Professor Frazer will reveal this ground-breaking skin work at the Australian Health and Medical Research Congress to be held in Brisbane tomorrow.
He said it would be rewarding to develop a vaccine for a cancer that was so prevalent in Australia with its hot climate. "It's an important challenge with a very major health benefit if it works," Professor Frazer told The Sunday Telegraph.
"If we get encouraging results we will try and push it on as fast as we can. It's really a given that we try to focus on health problems which are significant ones. "When you're looking at treatments, your focus needs to be on diseases that are most common."
The new skin-cancer vaccine works by targeting papillomavirus, a common skin infection that affects most people and can linger in the body, turning abnormal cells into cancer.
Prof Frazer and his team from the Diamantina Institute at the University of Queensland are focusing on preventing squamous-cell skin cancer, which is strongly linked to papillomavirus.

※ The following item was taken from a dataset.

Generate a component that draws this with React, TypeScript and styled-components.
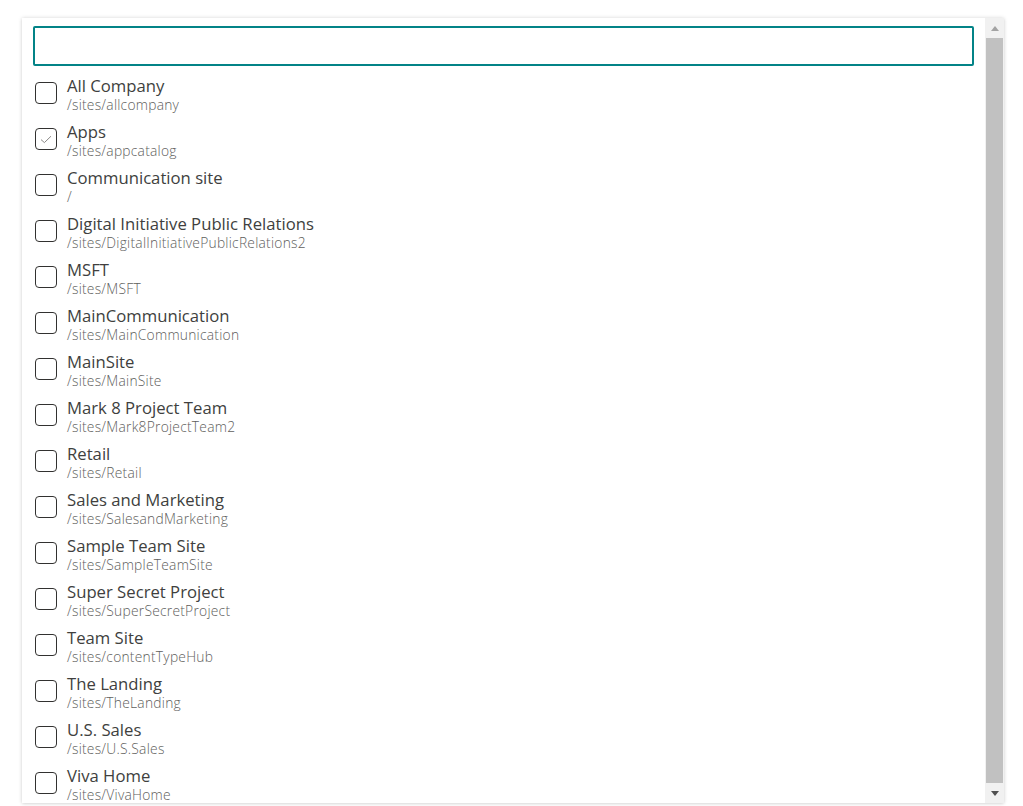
import React from 'react';
import styled, { createGlobalStyle } from 'styled-components';

const GlobalStyle = createGlobalStyle`
	html, body {
		margin: 0;
		padding: 0;
		background: #ffffff;
		font-family: 'Open Sans', 'Noto Sans', sans-serif;
	}
`;

const Page = styled.div`
	width: 1023px;
	height: 806px;
	padding: 18px 19px 3px 22px;
	box-sizing: border-box;
`;

const Panel = styled.div`
	display: flex;
	height: 785px;
	background: #ffffff;
	box-shadow: 0 0 4px rgba(0, 0, 0, 0.14), 0 1px 3px rgba(0, 0, 0, 0.08);
	overflow: hidden;
`;

const Content = styled.div`
	flex: 1;
	min-width: 0;
	padding: 8px 11px 0 11px;
	overflow: hidden;
`;

const SearchInput = styled.input`
	display: block;
	width: 100%;
	height: 40px;
	box-sizing: border-box;
	border: 2px solid #038387;
	border-radius: 2px;
	outline: none;
	padding: 0 8px;
	font-family: inherit;
	font-size: 14px;
`;

const List = styled.ul`
	list-style: none;
	margin: 10px 0 0 0;
	padding: 0;
`;

const Row = styled.li`
	display: flex;
	align-items: flex-start;
	gap: 10px;
	height: 46px;
	padding-left: 2px;
`;

const Box = styled.span`
	flex: none;
	display: flex;
	align-items: center;
	justify-content: center;
	width: 22px;
	height: 22px;
	margin-top: 6px;
	box-sizing: border-box;
	border: 1px solid #323130;
	border-radius: 4px;
	background: #ffffff;
`;

const Texts = styled.div`
	display: flex;
	flex-direction: column;
`;

const Title = styled.span`
	font-size: 16.7px;
	line-height: 20px;
	color: #403f3e;
	white-space: nowrap;
`;

const Sub = styled.span`
	font-size: 13.8px;
	font-weight: 300;
	line-height: 17px;
	color: #605e5c;
	white-space: nowrap;
	letter-spacing: 0.25px;
`;

const Scrollbar = styled.div`
	flex: none;
	width: 19px;
	display: flex;
	flex-direction: column;
	background: #f1f1f1;
	padding: 0 1px;
	box-sizing: border-box;
`;

const Arrow = styled.div`
	height: 20px;
	display: flex;
	align-items: center;
	justify-content: center;
`;

const Thumb = styled.div`
	flex: 1;
	background: #c1c1c1;
`;

const sites = [
	['All Company', '/sites/allcompany'],
	['Apps', '/sites/appcatalog'],
	['Communication site', '/'],
	['Digital Initiative Public Relations', '/sites/DigitalInitiativePublicRelations2'],
	['MSFT', '/sites/MSFT'],
	['MainCommunication', '/sites/MainCommunication'],
	['MainSite', '/sites/MainSite'],
	['Mark 8 Project Team', '/sites/Mark8ProjectTeam2'],
	['Retail', '/sites/Retail'],
	['Sales and Marketing', '/sites/SalesandMarketing'],
	['Sample Team Site', '/sites/SampleTeamSite'],
	['Super Secret Project', '/sites/SuperSecretProject'],
	['Team Site', '/sites/contentTypeHub'],
	['The Landing', '/sites/TheLanding'],
	['U.S. Sales', '/sites/U.S.Sales'],
	['Viva Home', '/sites/VivaHome'],
];

function Check(): React.ReactElement {
	return (
		<svg width="14" height="14" viewBox="0 0 14 14">
			<path d="M2 7.6 L5.4 10.6 L12 4.2" fill="none" stroke="#8a8886" strokeWidth="1" />
		</svg>
	);
}

export default function App(): React.ReactElement {
	return (
		<>
			<GlobalStyle />
			<Page>
				<Panel>
					<Content>
						<SearchInput type="text" />
						<List>
							{sites.map(([title, url]) => (
								<Row key={title}>
									<Box>{title === 'Apps' && <Check />}</Box>
									<Texts>
										<Title>{title}</Title>
										<Sub>{url}</Sub>
									</Texts>
								</Row>
							))}
						</List>
					</Content>
					<Scrollbar>
						<Arrow>
							<svg width="8" height="5" viewBox="0 0 8 5">
								<path d="M0 5 L4 0 L8 5 Z" fill="#a3a3a3" />
							</svg>
						</Arrow>
						<Thumb />
						<Arrow>
							<svg width="8" height="5" viewBox="0 0 8 5">
								<path d="M0 0 L8 0 L4 5 Z" fill="#505050" />
							</svg>
						</Arrow>
					</Scrollbar>
				</Panel>
			</Page>
		</>
	);
}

Squamous cell is the second most common skin cancer, affecting 137,600 people in Australia this year and killing 400. It's not yet known if melanomas which are the most deadly form of skin cancer, are also caused by papillomavirus.
"My entire career has been focused on understanding the interaction between papillomavirus and the cancers they affect," Prof Frazer said. "We know it causes at least five per cent of all cancers globally so one in 20 of the cancers that people get is caused by papillomavirus. It's a huge issue."
The new vaccine is part of a two-pronged approach to tackle skin cancer. The other approach involves "switching off" one of the skin's controls to allow killer cells to destroy potentially cancerous cells.
"Getting the vaccine is the easy part," Prof Frazer said. "We need to introduce this other component to change the setting in the local environment. "The skin has a number of defences against the body's own immune system.
"What we're learning is the nature of those controls and how to turn them off."We can turn them off in animals and if we turn them off, the vaccine does its job.